----- Data section
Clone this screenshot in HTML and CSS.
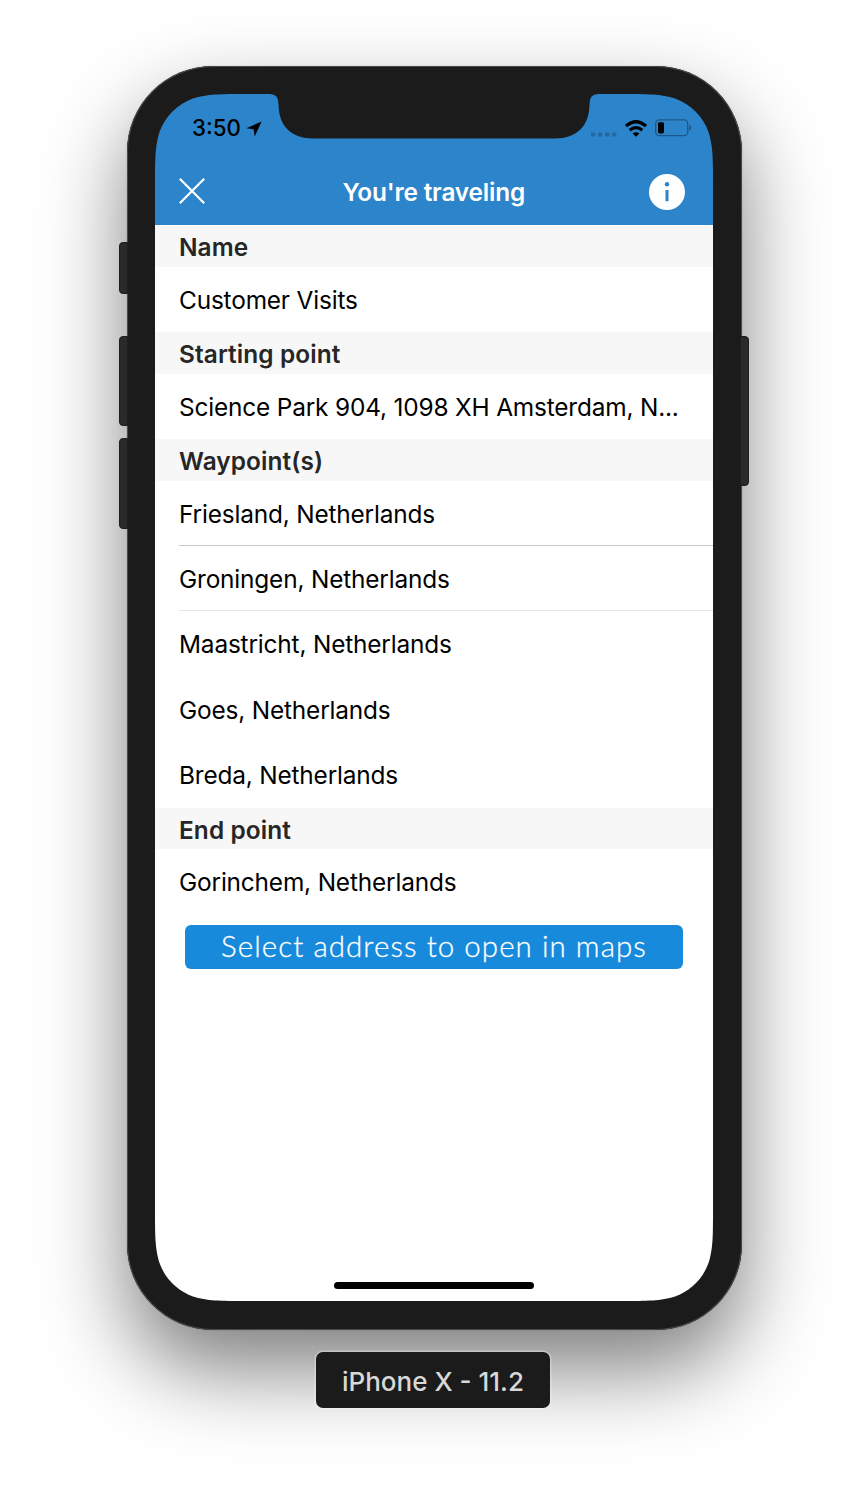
FILE: index.html
```html
<!DOCTYPE html>
<html lang="en">
<head>
<meta charset="utf-8">
<title>You're traveling</title>
<link rel="stylesheet" href="styles.css">
</head>
<body>
<main class="stage">
  <div class="phone">
    <i class="key key-mute"></i><i class="key key-up"></i><i class="key key-down"></i><i class="key key-power"></i>
    <div class="screen">
      <header class="top">
        <div class="status">
          <span class="time">3:50</span>
          <svg class="arrow" width="16" height="16" viewBox="0 0 16 16"><path d="M15.600.4 8.700 15.400 7.600 8.300.4 7.200z"/></svg>
          <span class="indicators">
            <svg width="26" height="5" viewBox="0 0 26 5" fill="#2269a4"><rect x="0" y=".5" width="4.300" height="4" rx="1"/><rect x="7" y=".5" width="4.300" height="4" rx="1"/><rect x="14" y=".5" width="4.300" height="4" rx="1"/><rect x="21" y=".5" width="4.300" height="4" rx="1"/></svg>
            <svg class="wifi" width="22" height="17" viewBox="0 0 22 17"><path d="M1 6.100Q11-2.600 21 6.100" fill="none" stroke="#000" stroke-width="3.300"/><path d="M4.700 10.300Q11 5 17.300 10.300" fill="none" stroke="#000" stroke-width="3.200"/><path d="M11 16.800 7.500 13.500Q11 10.800 14.500 13.500z"/></svg>
            <svg class="battery" width="37" height="18" viewBox="0 0 37 18"><rect x=".7" y=".9" width="32" height="15.800" rx="3.600" fill="none" stroke="#1d5889" stroke-width="1.300"/><rect x="3" y="3.200" width="6" height="11.200" rx="1.400"/><path d="M34.200 5.800Q36.400 6.600 36.400 8.800T34.200 11.800z" fill="#1d5889"/></svg>
          </span>
        </div>
        <div class="nav">
          <svg class="close" width="26" height="26" viewBox="0 0 26 26"><path d="M.8.8 25.200 25.200M25.200.8.8 25.200" stroke="#fff" stroke-width="2.200"/></svg>
          <h1>You're traveling</h1>
          <svg width="36" height="36" viewBox="0 0 36 36"><circle cx="18" cy="18" r="18" fill="#fff"/><circle cx="18" cy="10.300" r="2.200" fill="#2c84cb"/><rect x="16.500" y="16" width="3" height="11.200" fill="#2c84cb"/></svg>
        </div>
      </header>
      <section>
        <h2>Name</h2>
        <p class="row">Customer Visits</p>
        <h2>Starting point</h2>
        <p class="row">Science Park 904, 1098 XH Amsterdam, N...</p>
        <h2>Waypoint(s)</h2>
        <p class="row line">Friesland, Netherlands</p>
        <p class="row line faint">Groningen, Netherlands</p>
        <p class="row">Maastricht, Netherlands</p>
        <p class="row">Goes, Netherlands</p>
        <p class="row">Breda, Netherlands</p>
        <h2>End point</h2>
        <p class="row">Gorinchem, Netherlands</p>
      </section>
      <button class="open">Select address to open in maps</button>
      <svg class="notch" width="328" height="45" viewBox="0 0 328 45"><path d="M0 0Q8.500.3 8.500 9.500C8.500 33 22 44.500 43 44.500H285C306 44.500 319.500 33 319.500 9.500Q319.500.3 328 0z" fill="#1b1b1b"/></svg>
      <i class="home"></i>
    </div>
  </div>
  <div class="caption">iPhone X - 11.2</div>
</main>
</body>
</html>
```
FILE: styles.css
```css
* { box-sizing: border-box; }
body { margin: 0; background: #fff; font-family: Inter, "Liberation Sans", sans-serif; color: #000; }
.stage { height: 1492px; overflow: hidden; padding-top: 66px; display: flex; flex-direction: column; align-items: center; }
.phone {
  position: relative; width: 615px; height: 1264px; padding: 28px 28.500px 28.500px;
  border-radius: 86px; background: #1b1b1b;
  box-shadow: inset 0 0 0 1px #4a4a4a, 0 0 1px rgba(0,0,0,.5), 0 40px 84px rgba(0,0,0,.5);
}
.key { position: absolute; width: 9px; background: #2a2a2a; border: 1px solid #1d1d1d; }
.key-mute, .key-up, .key-down { left: -8px; border-radius: 4px 0 0 4px; }
.key-mute { top: 176px; height: 52px; }
.key-up { top: 270px; height: 90px; }
.key-down { top: 372px; height: 91px; }
.key-power { right: -7px; top: 270px; height: 150px; border-radius: 0 4px 4px 0; }
.screen {
  position: relative; width: 558px; height: 1207px; background: linear-gradient(#2c84cb 131px, #fff 131px);
  clip-path: path("M91.700 0H466.300C492.700 0 505.900 0 520.100 4.500C535.600 10.100 547.900 22.400 553.500 37.900C558 52.100 558 65.300 558 91.700V1115.300C558 1141.700 558 1154.900 553.500 1169.100C547.900 1184.600 535.600 1196.900 520.100 1202.500C505.900 1207 492.700 1207 466.300 1207H91.700C65.300 1207 52.100 1207 37.900 1202.500C22.400 1196.900 10.100 1184.600 4.500 1169.100C0 1154.900 0 1141.700 0 1115.300V91.700C0 65.300 0 52.100 4.500 37.900C10.100 22.400 22.400 10.100 37.900 4.500C52.100 0 65.300 0 91.700 0Z");
}
.top { height: 131px; }
.status { height: 66px; padding: 0 22px 0 37px; display: flex; align-items: center; }
.time { font-size: 22.300px; font-weight: 550; padding-top: 1px; width: 49px; white-space: nowrap; }
.arrow { margin: 4px 0 0 5px; }
.indicators { margin-left: auto; display: flex; align-items: center; padding-top: 2px; }
.indicators > svg:first-child { margin-top: 12px; }
.wifi { margin-left: 8px; }
.battery { margin: 0 -1px 0 8px; }
.nav { height: 63px; padding: 0 28px 0 24px; display: flex; align-items: center; justify-content: space-between; color: #fff; }
.close { margin: -1px 0 0 -.5px; }
h1 { margin: 1px 0 0 14px; font-size: 24.400px; font-weight: 600; letter-spacing: -.18px; }
h2 { margin: 0; height: 41.600px; line-height: 44px; padding-left: 24px; background: #f7f7f7; color: #262626; font-size: 24.400px; font-weight: 600; letter-spacing: .1px; }
.top + section > h2:first-child { background: linear-gradient(transparent 1px, #f7f7f7 1px); }
.row { margin: 0; height: 65.400px; line-height: 67px; padding-left: 24px; font-size: 24.400px; letter-spacing: -.17px; white-space: nowrap; }
.line { background: linear-gradient(#c8c8cb, #c8c8cb) 24px 100% / 100% 1px no-repeat; }
.line.faint { background-image: linear-gradient(#e4e4e6, #e4e4e6); }
.open {
  display: block; width: 498px; height: 44px; margin: 10px 0 0 30px; padding: 0 0 2px;
  border: 0; border-radius: 6px; background: #188adc; color: #fff;
  font: 300 29.500px/42px Lato, sans-serif; letter-spacing: 1.050px; -webkit-text-stroke: .3px #fff;
}
.notch { position: absolute; left: 115px; top: 0; }
.home { position: absolute; left: 179.200px; top: 1187.500px; width: 200px; height: 7.500px; border-radius: 4px; background: #000; }
.caption {
  position: relative; left: -1px; margin-top: 22px; width: 234px; height: 56px; border-radius: 7px; background: #1b1b1b; color: #d8d8d8;
  box-shadow: 0 0 0 1.500px rgba(255,255,255,.3); font-size: 26px; line-height: 60px; text-align: center; font-weight: 500;
}
```
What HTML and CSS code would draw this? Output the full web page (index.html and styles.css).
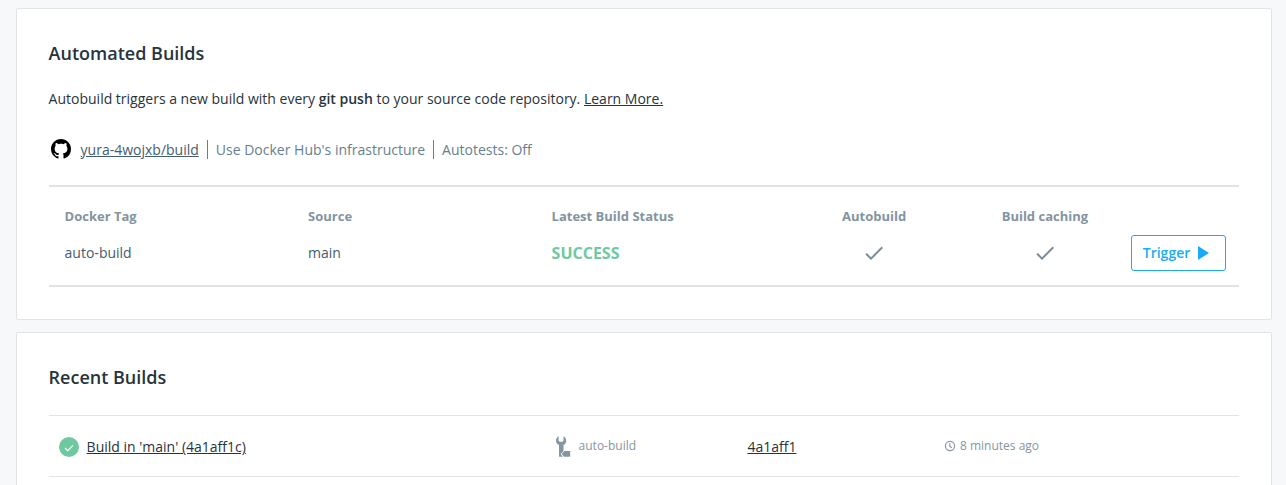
----------
* [The request]:
Omit the pictures, then quote the rest of the material above exactly.

* [Task answer]:
Clone this screenshot in HTML and CSS.
FILE: index.html
```html
<!DOCTYPE html>
<html lang="en">
<head>
<meta charset="utf-8">
<title>You're traveling</title>
<link rel="stylesheet" href="styles.css">
</head>
<body>
<main class="stage">
  <div class="phone">
    <i class="key key-mute"></i><i class="key key-up"></i><i class="key key-down"></i><i class="key key-power"></i>
    <div class="screen">
      <header class="top">
        <div class="status">
          <span class="time">3:50</span>
          <svg class="arrow" width="16" height="16" viewBox="0 0 16 16"><path d="M15.600.4 8.700 15.400 7.600 8.300.4 7.200z"/></svg>
          <span class="indicators">
            <svg width="26" height="5" viewBox="0 0 26 5" fill="#2269a4"><rect x="0" y=".5" width="4.300" height="4" rx="1"/><rect x="7" y=".5" width="4.300" height="4" rx="1"/><rect x="14" y=".5" width="4.300" height="4" rx="1"/><rect x="21" y=".5" width="4.300" height="4" rx="1"/></svg>
            <svg class="wifi" width="22" height="17" viewBox="0 0 22 17"><path d="M1 6.100Q11-2.600 21 6.100" fill="none" stroke="#000" stroke-width="3.300"/><path d="M4.700 10.300Q11 5 17.300 10.300" fill="none" stroke="#000" stroke-width="3.200"/><path d="M11 16.800 7.500 13.500Q11 10.800 14.500 13.500z"/></svg>
            <svg class="battery" width="37" height="18" viewBox="0 0 37 18"><rect x=".7" y=".9" width="32" height="15.800" rx="3.600" fill="none" stroke="#1d5889" stroke-width="1.300"/><rect x="3" y="3.200" width="6" height="11.200" rx="1.400"/><path d="M34.200 5.800Q36.400 6.600 36.400 8.800T34.200 11.800z" fill="#1d5889"/></svg>
          </span>
        </div>
        <div class="nav">
          <svg class="close" width="26" height="26" viewBox="0 0 26 26"><path d="M.8.8 25.200 25.200M25.200.8.8 25.200" stroke="#fff" stroke-width="2.200"/></svg>
          <h1>You're traveling</h1>
          <svg width="36" height="36" viewBox="0 0 36 36"><circle cx="18" cy="18" r="18" fill="#fff"/><circle cx="18" cy="10.300" r="2.200" fill="#2c84cb"/><rect x="16.500" y="16" width="3" height="11.200" fill="#2c84cb"/></svg>
        </div>
      </header>
      <section>
        <h2>Name</h2>
        <p class="row">Customer Visits</p>
        <h2>Starting point</h2>
        <p class="row">Science Park 904, 1098 XH Amsterdam, N...</p>
        <h2>Waypoint(s)</h2>
        <p class="row line">Friesland, Netherlands</p>
        <p class="row line faint">Groningen, Netherlands</p>
        <p class="row">Maastricht, Netherlands</p>
        <p class="row">Goes, Netherlands</p>
        <p class="row">Breda, Netherlands</p>
        <h2>End point</h2>
        <p class="row">Gorinchem, Netherlands</p>
      </section>
      <button class="open">Select address to open in maps</button>
      <svg class="notch" width="328" height="45" viewBox="0 0 328 45"><path d="M0 0Q8.500.3 8.500 9.500C8.500 33 22 44.500 43 44.500H285C306 44.500 319.500 33 319.500 9.500Q319.500.3 328 0z" fill="#1b1b1b"/></svg>
      <i class="home"></i>
    </div>
  </div>
  <div class="caption">iPhone X - 11.2</div>
</main>
</body>
</html>
```
FILE: styles.css
```css
* { box-sizing: border-box; }
body { margin: 0; background: #fff; font-family: Inter, "Liberation Sans", sans-serif; color: #000; }
.stage { height: 1492px; overflow: hidden; padding-top: 66px; display: flex; flex-direction: column; align-items: center; }
.phone {
  position: relative; width: 615px; height: 1264px; padding: 28px 28.500px 28.500px;
  border-radius: 86px; background: #1b1b1b;
  box-shadow: inset 0 0 0 1px #4a4a4a, 0 0 1px rgba(0,0,0,.5), 0 40px 84px rgba(0,0,0,.5);
}
.key { position: absolute; width: 9px; background: #2a2a2a; border: 1px solid #1d1d1d; }
.key-mute, .key-up, .key-down { left: -8px; border-radius: 4px 0 0 4px; }
.key-mute { top: 176px; height: 52px; }
.key-up { top: 270px; height: 90px; }
.key-down { top: 372px; height: 91px; }
.key-power { right: -7px; top: 270px; height: 150px; border-radius: 0 4px 4px 0; }
.screen {
  position: relative; width: 558px; height: 1207px; background: linear-gradient(#2c84cb 131px, #fff 131px);
  clip-path: path("M91.700 0H466.300C492.700 0 505.900 0 520.100 4.500C535.600 10.100 547.900 22.400 553.500 37.900C558 52.100 558 65.300 558 91.700V1115.300C558 1141.700 558 1154.900 553.500 1169.100C547.900 1184.600 535.600 1196.900 520.100 1202.500C505.900 1207 492.700 1207 466.300 1207H91.700C65.300 1207 52.100 1207 37.900 1202.500C22.400 1196.900 10.100 1184.600 4.500 1169.100C0 1154.900 0 1141.700 0 1115.300V91.700C0 65.300 0 52.100 4.500 37.900C10.100 22.400 22.400 10.100 37.900 4.500C52.100 0 65.300 0 91.700 0Z");
}
.top { height: 131px; }
.status { height: 66px; padding: 0 22px 0 37px; display: flex; align-items: center; }
.time { font-size: 22.300px; font-weight: 550; padding-top: 1px; width: 49px; white-space: nowrap; }
.arrow { margin: 4px 0 0 5px; }
.indicators { margin-left: auto; display: flex; align-items: center; padding-top: 2px; }
.indicators > svg:first-child { margin-top: 12px; }
.wifi { margin-left: 8px; }
.battery { margin: 0 -1px 0 8px; }
.nav { height: 63px; padding: 0 28px 0 24px; display: flex; align-items: center; justify-content: space-between; color: #fff; }
.close { margin: -1px 0 0 -.5px; }
h1 { margin: 1px 0 0 14px; font-size: 24.400px; font-weight: 600; letter-spacing: -.18px; }
h2 { margin: 0; height: 41.600px; line-height: 44px; padding-left: 24px; background: #f7f7f7; color: #262626; font-size: 24.400px; font-weight: 600; letter-spacing: .1px; }
.top + section > h2:first-child { background: linear-gradient(transparent 1px, #f7f7f7 1px); }
.row { margin: 0; height: 65.400px; line-height: 67px; padding-left: 24px; font-size: 24.400px; letter-spacing: -.17px; white-space: nowrap; }
.line { background: linear-gradient(#c8c8cb, #c8c8cb) 24px 100% / 100% 1px no-repeat; }
.line.faint { background-image: linear-gradient(#e4e4e6, #e4e4e6); }
.open {
  display: block; width: 498px; height: 44px; margin: 10px 0 0 30px; padding: 0 0 2px;
  border: 0; border-radius: 6px; background: #188adc; color: #fff;
  font: 300 29.500px/42px Lato, sans-serif; letter-spacing: 1.050px; -webkit-text-stroke: .3px #fff;
}
.notch { position: absolute; left: 115px; top: 0; }
.home { position: absolute; left: 179.200px; top: 1187.500px; width: 200px; height: 7.500px; border-radius: 4px; background: #000; }
.caption {
  position: relative; left: -1px; margin-top: 22px; width: 234px; height: 56px; border-radius: 7px; background: #1b1b1b; color: #d8d8d8;
  box-shadow: 0 0 0 1.500px rgba(255,255,255,.3); font-size: 26px; line-height: 60px; text-align: center; font-weight: 500;
}
```
What HTML and CSS code would draw this? Output the full web page (index.html and styles.css).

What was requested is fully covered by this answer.